··· Stored rows

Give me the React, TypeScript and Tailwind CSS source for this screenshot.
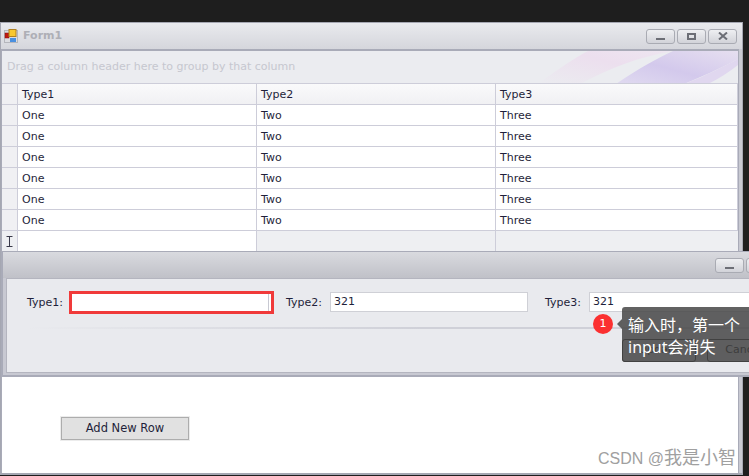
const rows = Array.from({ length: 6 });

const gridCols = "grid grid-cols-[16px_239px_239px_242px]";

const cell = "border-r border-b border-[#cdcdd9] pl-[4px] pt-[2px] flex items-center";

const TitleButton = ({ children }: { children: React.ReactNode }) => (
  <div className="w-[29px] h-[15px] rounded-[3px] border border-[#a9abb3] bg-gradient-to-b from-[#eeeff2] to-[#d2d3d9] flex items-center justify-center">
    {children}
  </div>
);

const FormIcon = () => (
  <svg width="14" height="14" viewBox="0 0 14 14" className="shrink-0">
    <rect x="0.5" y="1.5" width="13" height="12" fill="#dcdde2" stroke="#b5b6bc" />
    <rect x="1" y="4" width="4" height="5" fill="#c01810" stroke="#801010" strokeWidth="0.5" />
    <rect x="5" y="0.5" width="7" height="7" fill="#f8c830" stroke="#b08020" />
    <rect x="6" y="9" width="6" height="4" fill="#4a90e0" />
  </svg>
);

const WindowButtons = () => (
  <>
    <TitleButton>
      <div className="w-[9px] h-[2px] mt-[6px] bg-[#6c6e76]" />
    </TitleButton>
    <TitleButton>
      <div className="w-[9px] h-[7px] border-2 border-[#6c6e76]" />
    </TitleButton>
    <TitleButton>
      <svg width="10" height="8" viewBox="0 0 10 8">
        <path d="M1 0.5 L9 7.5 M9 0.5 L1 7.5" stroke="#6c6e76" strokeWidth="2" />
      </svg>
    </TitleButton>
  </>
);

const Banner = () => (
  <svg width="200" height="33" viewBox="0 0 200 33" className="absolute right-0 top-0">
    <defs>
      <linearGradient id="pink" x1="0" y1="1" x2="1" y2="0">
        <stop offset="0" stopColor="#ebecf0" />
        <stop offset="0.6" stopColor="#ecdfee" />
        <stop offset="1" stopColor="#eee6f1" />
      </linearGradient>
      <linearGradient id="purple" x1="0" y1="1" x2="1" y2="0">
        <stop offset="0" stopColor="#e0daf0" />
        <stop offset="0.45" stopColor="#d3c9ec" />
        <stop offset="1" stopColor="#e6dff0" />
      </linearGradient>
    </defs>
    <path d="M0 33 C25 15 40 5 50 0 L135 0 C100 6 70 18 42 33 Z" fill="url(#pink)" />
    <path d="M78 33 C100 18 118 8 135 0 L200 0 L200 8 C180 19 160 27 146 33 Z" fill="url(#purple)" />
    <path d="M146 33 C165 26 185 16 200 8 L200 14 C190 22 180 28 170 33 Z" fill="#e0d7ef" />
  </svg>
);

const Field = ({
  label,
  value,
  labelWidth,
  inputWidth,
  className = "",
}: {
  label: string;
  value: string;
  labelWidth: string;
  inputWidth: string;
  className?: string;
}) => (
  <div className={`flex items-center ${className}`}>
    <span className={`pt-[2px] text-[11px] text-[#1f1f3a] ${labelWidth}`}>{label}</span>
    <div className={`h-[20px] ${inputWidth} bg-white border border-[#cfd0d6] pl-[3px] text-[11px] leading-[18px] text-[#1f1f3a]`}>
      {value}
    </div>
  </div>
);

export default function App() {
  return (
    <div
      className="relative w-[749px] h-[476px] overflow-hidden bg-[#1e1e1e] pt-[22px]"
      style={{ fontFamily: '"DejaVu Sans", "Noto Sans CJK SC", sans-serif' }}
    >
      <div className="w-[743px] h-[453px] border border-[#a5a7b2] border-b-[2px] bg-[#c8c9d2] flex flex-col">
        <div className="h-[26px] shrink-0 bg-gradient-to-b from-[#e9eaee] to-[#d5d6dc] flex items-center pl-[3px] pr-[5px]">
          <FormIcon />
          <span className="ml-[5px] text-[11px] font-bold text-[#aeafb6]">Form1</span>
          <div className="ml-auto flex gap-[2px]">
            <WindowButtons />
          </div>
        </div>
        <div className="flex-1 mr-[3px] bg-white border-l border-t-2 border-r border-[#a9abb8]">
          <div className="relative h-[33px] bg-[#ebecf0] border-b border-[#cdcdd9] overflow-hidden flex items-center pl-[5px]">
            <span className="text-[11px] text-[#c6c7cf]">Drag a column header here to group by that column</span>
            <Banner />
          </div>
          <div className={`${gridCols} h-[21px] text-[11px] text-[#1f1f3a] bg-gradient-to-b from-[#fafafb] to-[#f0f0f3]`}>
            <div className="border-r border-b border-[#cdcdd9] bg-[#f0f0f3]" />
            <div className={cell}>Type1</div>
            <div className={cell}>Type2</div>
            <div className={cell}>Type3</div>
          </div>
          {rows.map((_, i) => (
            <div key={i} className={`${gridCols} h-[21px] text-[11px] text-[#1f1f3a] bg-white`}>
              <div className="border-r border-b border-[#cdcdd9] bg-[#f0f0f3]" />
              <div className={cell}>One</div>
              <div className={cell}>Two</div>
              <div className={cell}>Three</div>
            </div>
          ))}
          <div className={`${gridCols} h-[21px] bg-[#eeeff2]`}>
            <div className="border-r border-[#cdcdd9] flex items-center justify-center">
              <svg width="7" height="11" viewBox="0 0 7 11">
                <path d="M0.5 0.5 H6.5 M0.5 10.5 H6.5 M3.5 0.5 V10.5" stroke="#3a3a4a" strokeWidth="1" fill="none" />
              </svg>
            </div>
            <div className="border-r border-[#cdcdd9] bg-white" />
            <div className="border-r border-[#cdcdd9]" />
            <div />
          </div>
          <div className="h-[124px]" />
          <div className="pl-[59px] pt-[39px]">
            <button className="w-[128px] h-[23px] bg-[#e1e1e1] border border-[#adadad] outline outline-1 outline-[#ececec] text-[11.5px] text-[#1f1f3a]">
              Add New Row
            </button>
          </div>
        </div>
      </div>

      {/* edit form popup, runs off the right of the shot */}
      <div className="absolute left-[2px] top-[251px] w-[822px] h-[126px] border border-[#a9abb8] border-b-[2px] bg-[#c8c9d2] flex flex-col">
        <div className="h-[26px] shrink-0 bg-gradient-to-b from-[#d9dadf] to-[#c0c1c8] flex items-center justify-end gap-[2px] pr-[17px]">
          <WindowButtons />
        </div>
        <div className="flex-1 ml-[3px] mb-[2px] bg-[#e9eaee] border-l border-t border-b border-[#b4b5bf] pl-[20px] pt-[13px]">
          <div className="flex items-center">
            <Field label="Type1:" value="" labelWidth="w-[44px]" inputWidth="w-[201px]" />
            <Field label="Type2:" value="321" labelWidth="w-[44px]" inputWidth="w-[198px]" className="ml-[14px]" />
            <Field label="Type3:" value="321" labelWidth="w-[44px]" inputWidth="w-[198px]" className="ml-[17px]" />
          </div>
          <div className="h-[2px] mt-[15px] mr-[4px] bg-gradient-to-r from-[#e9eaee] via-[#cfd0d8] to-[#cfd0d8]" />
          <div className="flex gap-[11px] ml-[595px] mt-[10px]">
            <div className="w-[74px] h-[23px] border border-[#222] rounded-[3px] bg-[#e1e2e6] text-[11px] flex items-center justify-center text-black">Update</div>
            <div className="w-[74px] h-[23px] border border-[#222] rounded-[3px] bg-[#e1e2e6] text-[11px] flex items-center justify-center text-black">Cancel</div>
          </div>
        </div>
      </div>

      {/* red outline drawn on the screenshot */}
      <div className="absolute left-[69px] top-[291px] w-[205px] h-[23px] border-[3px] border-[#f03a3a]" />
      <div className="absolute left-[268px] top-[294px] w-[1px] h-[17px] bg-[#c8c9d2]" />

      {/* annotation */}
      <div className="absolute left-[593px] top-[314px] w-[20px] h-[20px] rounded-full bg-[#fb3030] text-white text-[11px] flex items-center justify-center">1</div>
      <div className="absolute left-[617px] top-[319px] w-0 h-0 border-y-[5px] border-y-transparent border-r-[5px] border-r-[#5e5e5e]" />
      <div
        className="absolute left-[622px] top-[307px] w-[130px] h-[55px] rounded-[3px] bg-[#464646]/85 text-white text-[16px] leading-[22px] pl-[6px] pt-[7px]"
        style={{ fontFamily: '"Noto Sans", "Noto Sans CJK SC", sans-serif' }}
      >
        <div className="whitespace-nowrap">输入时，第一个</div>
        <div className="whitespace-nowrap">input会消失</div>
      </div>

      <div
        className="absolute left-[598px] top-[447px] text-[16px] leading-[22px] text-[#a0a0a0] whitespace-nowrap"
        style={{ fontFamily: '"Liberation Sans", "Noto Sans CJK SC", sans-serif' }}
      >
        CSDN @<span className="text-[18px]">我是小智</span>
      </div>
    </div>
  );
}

······
··· Stored rows

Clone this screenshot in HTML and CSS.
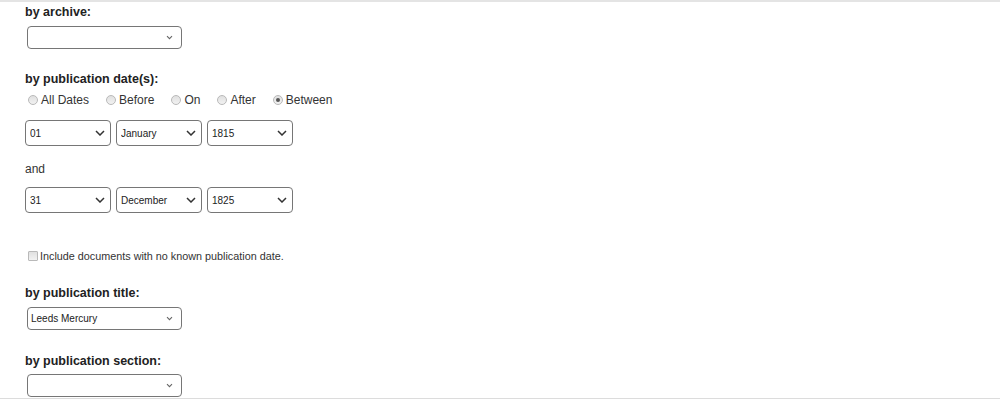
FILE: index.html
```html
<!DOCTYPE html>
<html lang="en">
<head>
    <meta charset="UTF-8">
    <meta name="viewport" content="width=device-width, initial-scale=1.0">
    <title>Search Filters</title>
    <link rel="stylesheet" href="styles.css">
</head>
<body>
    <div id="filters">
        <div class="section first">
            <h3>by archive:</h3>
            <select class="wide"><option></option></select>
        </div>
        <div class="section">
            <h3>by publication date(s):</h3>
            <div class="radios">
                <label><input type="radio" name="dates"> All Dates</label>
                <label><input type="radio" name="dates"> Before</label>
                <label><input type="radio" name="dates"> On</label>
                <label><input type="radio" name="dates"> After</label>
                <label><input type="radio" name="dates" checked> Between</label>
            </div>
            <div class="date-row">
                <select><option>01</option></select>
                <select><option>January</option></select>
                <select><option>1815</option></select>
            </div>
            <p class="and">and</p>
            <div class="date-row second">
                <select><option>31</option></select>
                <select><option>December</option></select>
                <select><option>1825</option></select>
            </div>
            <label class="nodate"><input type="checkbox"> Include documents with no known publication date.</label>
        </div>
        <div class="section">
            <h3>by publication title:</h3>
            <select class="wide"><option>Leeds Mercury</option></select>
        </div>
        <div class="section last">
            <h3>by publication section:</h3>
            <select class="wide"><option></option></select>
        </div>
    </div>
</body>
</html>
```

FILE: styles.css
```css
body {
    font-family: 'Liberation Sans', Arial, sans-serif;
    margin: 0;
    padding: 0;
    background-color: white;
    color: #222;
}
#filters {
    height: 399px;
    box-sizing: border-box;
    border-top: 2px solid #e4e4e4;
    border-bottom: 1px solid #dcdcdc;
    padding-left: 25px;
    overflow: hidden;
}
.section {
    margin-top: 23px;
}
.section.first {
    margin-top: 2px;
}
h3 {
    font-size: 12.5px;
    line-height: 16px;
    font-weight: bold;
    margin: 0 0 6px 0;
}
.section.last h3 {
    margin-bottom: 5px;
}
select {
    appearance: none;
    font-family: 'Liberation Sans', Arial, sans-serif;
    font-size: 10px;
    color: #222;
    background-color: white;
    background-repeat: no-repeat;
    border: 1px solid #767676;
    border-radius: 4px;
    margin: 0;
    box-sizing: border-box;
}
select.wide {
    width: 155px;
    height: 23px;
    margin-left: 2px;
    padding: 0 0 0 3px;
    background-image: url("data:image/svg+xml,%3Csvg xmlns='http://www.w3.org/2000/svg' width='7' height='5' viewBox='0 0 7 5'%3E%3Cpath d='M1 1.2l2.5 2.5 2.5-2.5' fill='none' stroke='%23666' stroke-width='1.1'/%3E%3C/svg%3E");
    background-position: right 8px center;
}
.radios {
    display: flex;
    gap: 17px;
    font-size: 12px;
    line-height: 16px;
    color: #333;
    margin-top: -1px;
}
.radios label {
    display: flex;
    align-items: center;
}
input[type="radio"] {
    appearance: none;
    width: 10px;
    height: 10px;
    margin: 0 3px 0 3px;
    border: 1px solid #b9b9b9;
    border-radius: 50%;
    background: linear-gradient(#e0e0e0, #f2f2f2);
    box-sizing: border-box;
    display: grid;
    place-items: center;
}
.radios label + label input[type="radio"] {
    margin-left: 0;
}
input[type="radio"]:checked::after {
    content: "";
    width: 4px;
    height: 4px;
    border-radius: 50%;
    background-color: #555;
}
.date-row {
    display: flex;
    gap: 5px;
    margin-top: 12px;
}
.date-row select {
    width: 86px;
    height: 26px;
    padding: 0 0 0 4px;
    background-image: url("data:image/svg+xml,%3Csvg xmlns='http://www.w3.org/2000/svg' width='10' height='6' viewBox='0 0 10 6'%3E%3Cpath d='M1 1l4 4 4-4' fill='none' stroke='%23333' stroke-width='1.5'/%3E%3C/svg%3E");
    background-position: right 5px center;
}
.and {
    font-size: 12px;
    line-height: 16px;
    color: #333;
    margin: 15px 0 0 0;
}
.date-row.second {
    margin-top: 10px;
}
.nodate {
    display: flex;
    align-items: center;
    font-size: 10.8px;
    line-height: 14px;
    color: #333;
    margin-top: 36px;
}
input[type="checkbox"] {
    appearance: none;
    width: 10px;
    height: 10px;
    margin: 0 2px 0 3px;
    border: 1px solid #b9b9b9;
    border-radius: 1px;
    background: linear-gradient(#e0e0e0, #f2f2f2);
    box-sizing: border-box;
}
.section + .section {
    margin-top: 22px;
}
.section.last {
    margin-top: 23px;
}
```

······

**Task description:**
Print exactly the lines from the line containing "Give me the" through the line containing "border-b border-[#cdcdd9] pl-[4px]", and omit any picture found among them.

**Response:**
Give me the React, TypeScript and Tailwind CSS source for this screenshot.
const rows = Array.from({ length: 6 });

const gridCols = "grid grid-cols-[16px_239px_239px_242px]";

const cell = "border-r border-b border-[#cdcdd9] pl-[4px] pt-[2px] flex items-center";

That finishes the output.